As George prepared to make his victory speech that night, his father phoned from Houston. After a few minutes, George hung up, dispirited. “It sounds like Dad’s only heard that Jeb lost,” he told his aunt Nancy. “Not that I’ve won.” George felt even worse when he saw his father interviewed on television. “The joy is in Texas,” said the former President. “My heart is in Florida.”
The mean streak that once fueled George as a bullyboy playing pig ball at Andover now surfaced to smack his brother. “Jeb would have been a great governor,” George told the press. “But such is life in the political world. You cannot go into politics fearing failure.” Earlier he had taken a whack at his father. “Bill Clinton drove the agenda against my father,” he told The New York Times. “My father let Bill Clinton decide what issues the two of them were going to talk about. That was a major mistake, and I wasn’t going to let it happen to me this year.”
The 1994 election put even greater distance between the two brothers: George sailed on the crest of his success, while Jeb nearly drowned in the undertow of his failure. The campaign almost cost him his family. His marriage was ruptured; his daughter, Noelle, seventeen, was on drugs, and his two sons, Jebby, eleven, and George P., eighteen, were unruly and out of control. His wife blamed him for the wreckage of their lives. Relatives told the writers Peter and Rochelle Schweizer that Columba Bush felt she and the children had paid too high a price for Jeb’s political ambition. The Schweizers quote her as saying, “You have ruined my life.”
Jeb would spend the next two years like Humpty Dumpty, trying to put himself back together again. Having grown up wanting to be President, he would not give up his political dreams, but he tried to make amends to his family as well as to the minority voters of Florida. He committed to Catholicism so he could share the religion of his wife and children. He attended classes at Informed Families, a drug-prevention agency in Miami. He started a public policy foundation to collect money to keep himself in the public eye. And he joined forces with a leader in the African American community of Miami to start a charter school.
Jeb and his wife attended George’s inauguration in January 1995, and the new governor did not let his brother’s presence go unremarked. From the podium he nodded toward Jeb. “He’s looking happy and proud, but also something else, maybe a little sad, too,” George said. “It’s a tough moment, tough for me to look at. I love my brother, you see.”

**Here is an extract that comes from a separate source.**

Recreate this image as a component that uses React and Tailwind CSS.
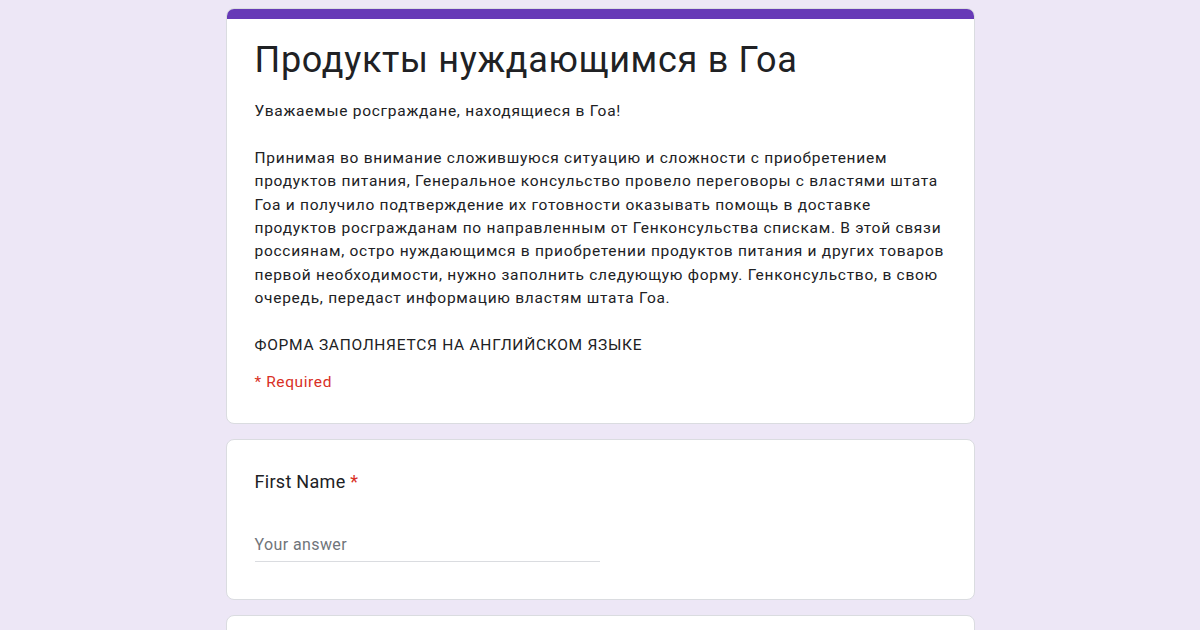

That morning Barbara gave George a letter from his father with a set of cuff links that Prescott had given to him when he won his Navy wings in 1943. The former President said the gift was “my most prized possession.” George hastily read his father’s letter. “At first I didn’t think about the continuity, the
grandfather part,” he recalled. “The main thing I thought was that it was from my dad. He was saying that he was proud of me. But later I reread the letter and thought about it. It ended with, ‘Now it’s your turn.’ It was a powerful moment.”
George and Barbara were not just passing out presents. They had rushed into their retirement with both hands out. Within weeks of leaving the White House, they were cashing in on their previous high office by charging stupendous speaking fees. Barbara offered herself for $40,000–$60,000 a speech, and her husband charged even more. For a speech in the States, he charged $80,000 plus first-class expenses, including limousines and hotel suites. For a speech abroad, he charged $100,000. The Bushes had left the White House in 1993 with a net worth of $4 million. Within ten years they were worth in excess of $20 million.
Like all former Presidents, George H.W. Bush received a yearly federal pension ($157,000), plus an additional pension (estimated to be about $100,000) for his government service as congressman (four years), UN Ambassador (two years), liaison to China (one year), CIA director (one year), and Vice President (eight years). He also received a budget for office, staff, travel, and rent ($623,000) and full Secret Service protection for himself and his wife. In addition, the Republican National Committee, unlike the Democratic National Committee, offers its former presidents $150,000 a year for administrative expenses. George Bush did not need his party’s offer, so he turned it down, saying that he would not trade on his high office by sitting on corporate boards or lobbying the U.S. government. “I will now try to conduct myself with dignity,” he said, “and in a way not to dishonor the office I was so proud to hold.” Still, he managed to derive stupendous profit from his presidency, proving that privilege pays.